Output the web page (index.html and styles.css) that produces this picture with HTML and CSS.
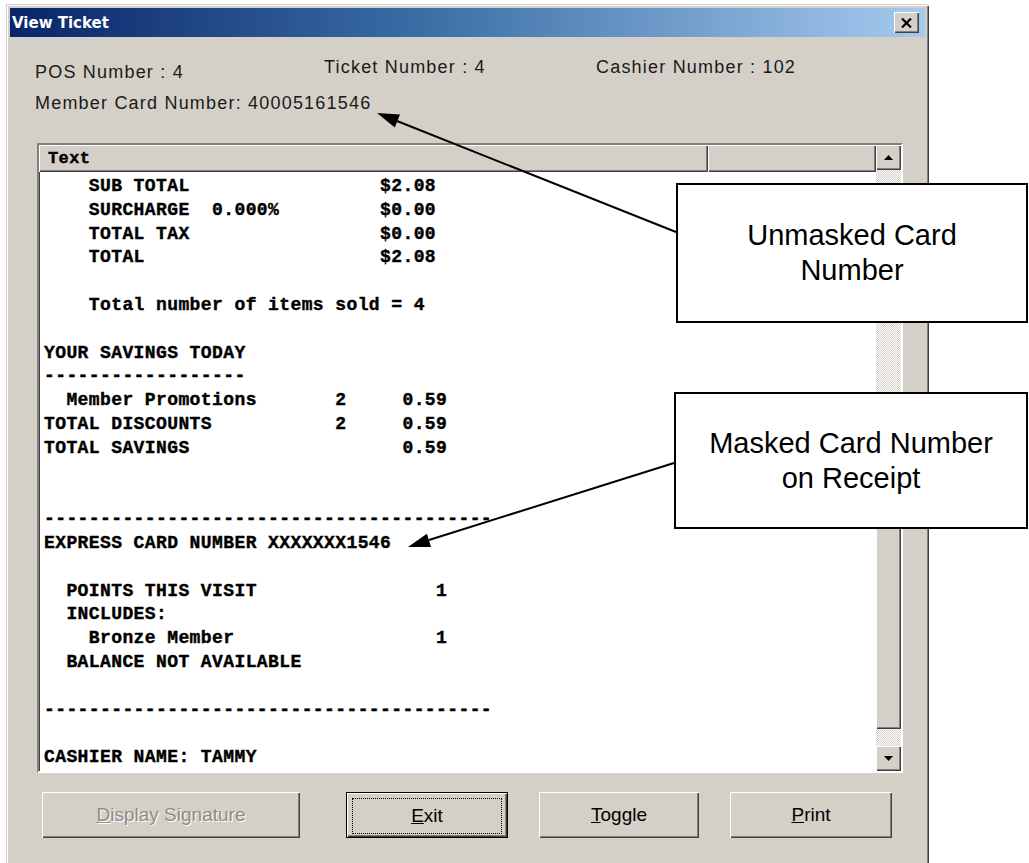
FILE: index.html
```html
<!DOCTYPE html>
<html lang="en">
<head>
<meta charset="utf-8">
<title>View Ticket</title>
<link rel="stylesheet" href="styles.css">
</head>
<body>
<div class="window">
  <div class="titlebar">
    <span class="title">View Ticket</span>
    <span class="close">
      <svg width="11" height="10" viewBox="0 0 11 10"><path d="M1 0.5 L10 9.5 M10 0.5 L1 9.5" stroke="#000" stroke-width="2.2" fill="none"/></svg>
    </span>
  </div>

  <div class="info-row">
    <span class="info pos">POS Number : 4</span>
    <span class="info ticket">Ticket Number : 4</span>
    <span class="info cashier">Cashier Number : 102</span>
  </div>
  <div class="info member">Member Card Number: 40005161546</div>

  <div class="listview">
    <div class="list-main">
      <div class="list-header">
        <div class="col col-text">Text</div>
        <div class="col col-extra"></div>
      </div>
<pre class="receipt">    SUB TOTAL                 $2.08
    SURCHARGE  0.000%         $0.00
    TOTAL TAX                 $0.00
    TOTAL                     $2.08

    Total number of items sold = 4

YOUR SAVINGS TODAY
------------------
  Member Promotions       2     0.59
TOTAL DISCOUNTS           2     0.59
TOTAL SAVINGS                   0.59


----------------------------------------
EXPRESS CARD NUMBER XXXXXXX1546

  POINTS THIS VISIT                1
  INCLUDES:
    Bronze Member                  1
  BALANCE NOT AVAILABLE

----------------------------------------

CASHIER NAME: TAMMY</pre>
    </div>
    <div class="scrollbar">
      <div class="sb-btn">
        <svg width="9" height="5" viewBox="0 0 9 5"><path d="M4.5 0 L9 5 L0 5 Z" fill="#000"/></svg>
      </div>
      <div class="sb-track upper"></div>
      <div class="sb-thumb"></div>
      <div class="sb-track lower"></div>
      <div class="sb-btn">
        <svg width="9" height="5" viewBox="0 0 9 5"><path d="M0 0 L9 0 L4.5 5 Z" fill="#000"/></svg>
      </div>
    </div>
  </div>

  <div class="buttons">
    <button class="btn btn-wide" disabled><u>D</u>isplay Signature</button>
    <button class="btn btn-default"><span class="focus"><u>E</u>xit</span></button>
    <button class="btn btn-toggle"><u>T</u>oggle</button>
    <button class="btn"><u>P</u>rint</button>
  </div>
</div>

<!-- annotation layer: leader arrows and callout boxes -->
<svg class="arrows" width="1029" height="863" viewBox="0 0 1029 863">
  <line x1="676" y1="232" x2="397" y2="121" stroke="#000" stroke-width="2"/>
  <polygon points="377,113 400,114.6 394.8,127.6" fill="#000"/>
  <line x1="674" y1="463" x2="429" y2="540" stroke="#000" stroke-width="2"/>
  <polygon points="408,547 431.1,547.1 426.9,533.7" fill="#000"/>
</svg>
<div class="callout callout-unmasked">Unmasked Card<br>Number</div>
<div class="callout callout-masked">Masked Card Number<br>on Receipt</div>
</body>
</html>
```
FILE: styles.css
```css
* {
  box-sizing: border-box;
}

body {
  margin: 0;
  width: 1029px;
  height: 863px;
  overflow: hidden;
  position: relative;
  background: #fff;
  font-family: "Liberation Sans", Arial, sans-serif;
}

/* dialog frame */
.window {
  margin: 4px 0 0 6px;
  width: 923px;
  height: 900px;
  padding: 4px;
  background: #d4d0c8;
  box-shadow:
    inset 1px 1px #d4d0c8,
    inset 2px 2px #fff,
    inset -1px -1px #404040,
    inset -2px -2px #808080;
}

.titlebar {
  height: 29px;
  display: flex;
  align-items: center;
  justify-content: space-between;
  padding: 0 6px 0 2px;
  background: linear-gradient(to right, #0a246a 0%, #3a6ea5 45%, #a6caf0 100%);
}

.title {
  color: #fff;
  font: bold 15px "DejaVu Sans", Verdana, sans-serif;
}

.close {
  width: 25px;
  height: 21px;
  display: flex;
  align-items: center;
  justify-content: center;
  background: #d4d0c8;
  box-shadow:
    inset 1px 1px #fff,
    inset -1px -1px #404040,
    inset -2px -2px #808080;
}

/* ticket info labels */
.info {
  font-size: 18px;
  line-height: 22px;
  letter-spacing: 1.2px;
  color: #1a1a1a;
}

.info-row {
  display: flex;
  align-items: flex-start;
  height: 22px;
  margin-top: 19px;
  padding-left: 25px;
}

.pos {
  width: 289px;
  padding-top: 5px;
}

.ticket {
  width: 272px;
}

.member {
  margin-top: 14px;
  padding-left: 25px;
}

/* list view with receipt text */
.listview {
  display: flex;
  margin: 29px 0 0 27px;
  width: 866px;
  height: 630px;
  border: 2px solid;
  border-color: #808080 #fff #fff #808080;
  box-shadow: inset 1px 1px #404040;
  background: #fff;
}

.list-main {
  flex: 1;
  min-width: 0;
  display: flex;
  flex-direction: column;
  overflow: hidden;
}

.list-header {
  display: flex;
  height: 27px;
  flex-shrink: 0;
}

.col {
  height: 100%;
  background: #d4d0c8;
  box-shadow:
    inset 1px 1px #fff,
    inset -1px -1px #404040,
    inset -2px -2px #808080;
  font: bold 17px "Liberation Mono", "Courier New", monospace;
  letter-spacing: 0.4px;
  -webkit-text-stroke: 0.4px #000;
  line-height: 27px;
  padding-left: 9px;
  color: #000;
}

.col-text {
  width: 669px;
}

.col-extra {
  flex: 1;
}

.receipt {
  margin: 0;
  padding: 3px 0 0 5px;
  font: bold 18px/23.8px "Liberation Mono", "Courier New", monospace;
  letter-spacing: 0.4px;
  -webkit-text-stroke: 0.4px #000;
  color: #000;
  white-space: pre;
}

/* vertical scroll bar */
.scrollbar {
  width: 25px;
  display: flex;
  flex-direction: column;
  flex-shrink: 0;
}

.sb-btn {
  height: 25px;
  flex-shrink: 0;
  display: flex;
  align-items: center;
  justify-content: center;
  background: #d4d0c8;
  box-shadow:
    inset 1px 1px #fff,
    inset -1px -1px #404040,
    inset -2px -2px #808080;
}

.sb-track {
  background: repeating-conic-gradient(#d4d0c8 0 25%, #fff 0 50%) 0 0 / 2px 2px;
}

.sb-track.upper {
  height: 278px;
}

.sb-track.lower {
  flex: 1;
}

.sb-thumb {
  height: 281px;
  background: #d4d0c8;
  box-shadow:
    inset 1px 1px #fff,
    inset -1px -1px #404040,
    inset -2px -2px #808080;
}

/* command buttons */
.buttons {
  display: flex;
  gap: 31px;
  margin: 19px 0 0 32px;
}

.btn {
  width: 162px;
  height: 46px;
  padding: 0;
  border: 0;
  background: #d4d0c8;
  box-shadow:
    inset 1px 1px #fff,
    inset -1px -1px #404040,
    inset -2px -2px #808080;
  font: 19px "Liberation Sans", Arial, sans-serif;
  color: #000;
}

.btn-wide {
  width: 258px;
  margin-right: 15px;
}

.btn-toggle {
  width: 160px;
}

.btn[disabled] {
  color: #8e8c88;
  text-shadow: 1px 1px #fff;
}

.btn-default {
  border: 1px solid #000;
  padding: 4px;
  box-shadow:
    inset 1px 1px #fff,
    inset -1px -1px #404040,
    inset -2px -2px #808080;
}

.focus {
  display: flex;
  align-items: center;
  justify-content: center;
  height: 100%;
  margin: 1px;
  border: 1px dotted #000;
}

/* annotation layer */
.arrows {
  position: absolute;
  left: 0;
  top: 0;
  pointer-events: none;
}

.callout {
  position: absolute;
  display: flex;
  align-items: center;
  justify-content: center;
  text-align: center;
  background: #fff;
  border: 2px solid #000;
  font: 29px/35px "Liberation Sans", Arial, sans-serif;
  color: #000;
}

.callout-unmasked {
  left: 676px;
  top: 183px;
  width: 352px;
  height: 140px;
}

.callout-masked {
  left: 674px;
  top: 392px;
  width: 354px;
  height: 137px;
}
```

────────────────────────────────────────

:: REQUEST ::
Copy each line in the data that holds the word "styles".

:: TASK RESPONSE ::
Output the web page (index.html and styles.css) that produces this picture with HTML and CSS.
<link rel="stylesheet" href="styles.css">
FILE: styles.css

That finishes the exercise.